Frattanto Taranto, la principale città greca dell'Italia meridionale, vedendo sé e i proprî alleati minacciati dai progressi continui degl'indigeni d'Italia e in particolare dei Lucani e degli Iapigi (Messapî). Chiamò al soccorso prima il re di Sparta Archidamo, poi, caduto questo nella battaglia di Manduria (338), il re dei Molossi. Archidamo era venuto soltanto per soccorrere i Greci d'Italia; A., che passò in Italia a un dipresso quando il suo parente e alleato di Macedonia passava in Asia, mirava, come più tardi Pirro, a fondarsi un impero nella penisola italiana. Egli riportò successi notevolissimi. Si avanzò nell'Apulia fin presso Arpi, e riuscì ad occupare il porto di Arpi, Siponto, alleandosi poi con le stirpi iapigie contro il potente nemico che le minacciava da nord-ovest, i Sanniti. Contro Sanniti e Lucani collegati ai suoi danni, forse sperando di ricuperare all'ellenismo Posidonia, già caduta in mano degl'indigeni, si avanzò fino al Silaro (Sele) ed ivi li vinse in battaglia. Ci viene detto, e non vi è ragione per dubitarne, che egli avesse stretto alleanza coi Romani, i quali avevano poco prima vinto la cosiddetta prima guerra sannitica, e che appunto allora con la guerra latina rinsaldavano il loro predominio nel Lazio e nella Campania.

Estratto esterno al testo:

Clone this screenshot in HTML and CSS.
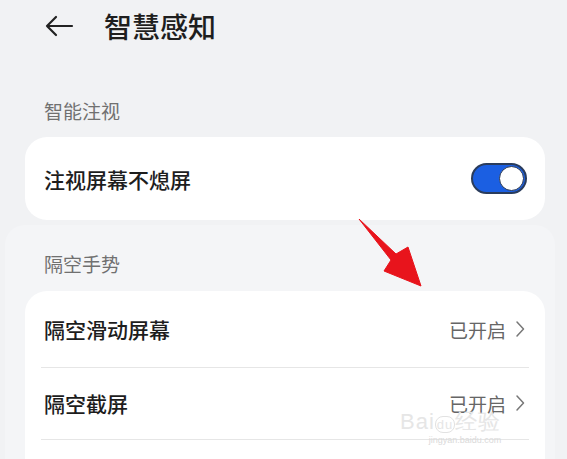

Ma a questo punto, impensieriti dai successi di A., i Tarentini defezionarono; sicché A. non poté più contare che sugli Epiroti, le città greche di Turi e di Metaponto, i fuorusciti lucani e qualche tribù indigena. Era troppo poco per resistere a popoli numerosi e guerrieri come Sanniti, Lucani e Bruzî. Così nel 331-330, mentre egli prendeva i suoi quartieri d'inverno presso Pandosia, nell'alta valle del Crati non lontano da Coscenza, assalito di sorpresa dai Lucani e dai Bruzî, favoriti dalle piogge, che, avendo rigonfiato i torrenti, impedirono ai varî reparti epiroti di prestarsi scambievolmente man forte, fu battuto e nella ritirata ucciso. Il cadavere, riscattato dagli alleati, fu sepolto in Epiro. Con lui crollò il sogno epirota d'impero in Occidente, che fu ripreso assai più tardi, in contingenze mutate e molto meno favorevoli, da Pirro. A. lasciò una figlia, Cadmea, e un figlio, Neottolomeo II, minorenne, che cominciò a regnare sotto la tutela della zia Olimpiade. La vedova, Cleopatra, tornò invece in Macedonia. Nell'insieme gli elementi che possediamo sono troppo scarsi per giudicare intorno alla personalità di Alessandro. Non gli mancarono certamente ambizione, audacia, valore. Se a queste doti si accompagnassero prudenza e perizia non possiamo giudicare. Certo il cattivo successo del suo tentativo, dovuto in grandissima parte all'insanabile spirito particolaristico dei Greci d'Italia, fu grave d'effetti nella storia delle colonie italiote.
Fonti principali sono Giustino, XII, 2; Livio, VIII, 3, 6; 17, 9; 24. Le poche altre notizie sono sparse qua e là nelle fonti più svariate.
Bibl.: Di scrittori moderni, oltre le storie greche e romane (p. c. Beloch, Griech. Geschichte, 2ª ed., III, i, p. 597 segg.; IV, ii, p. 144 segg.; De Sanctis, Storia dei Romani, II, p. 242 segg.), vedi Klotzsch, Epirotische Geschichte bis zum Jahre 280 v. Chr., Berlino 1911, p. 74 segg.; Nilsson, Studien zur Gesechichte des alten Epeiros, Lund 1909, p. 79 segg.; De Sanctis, I thearodokoi d'Epidauro, in Atti della R. Acc. di Torino, XLVII (1911-12), p. 442 segg.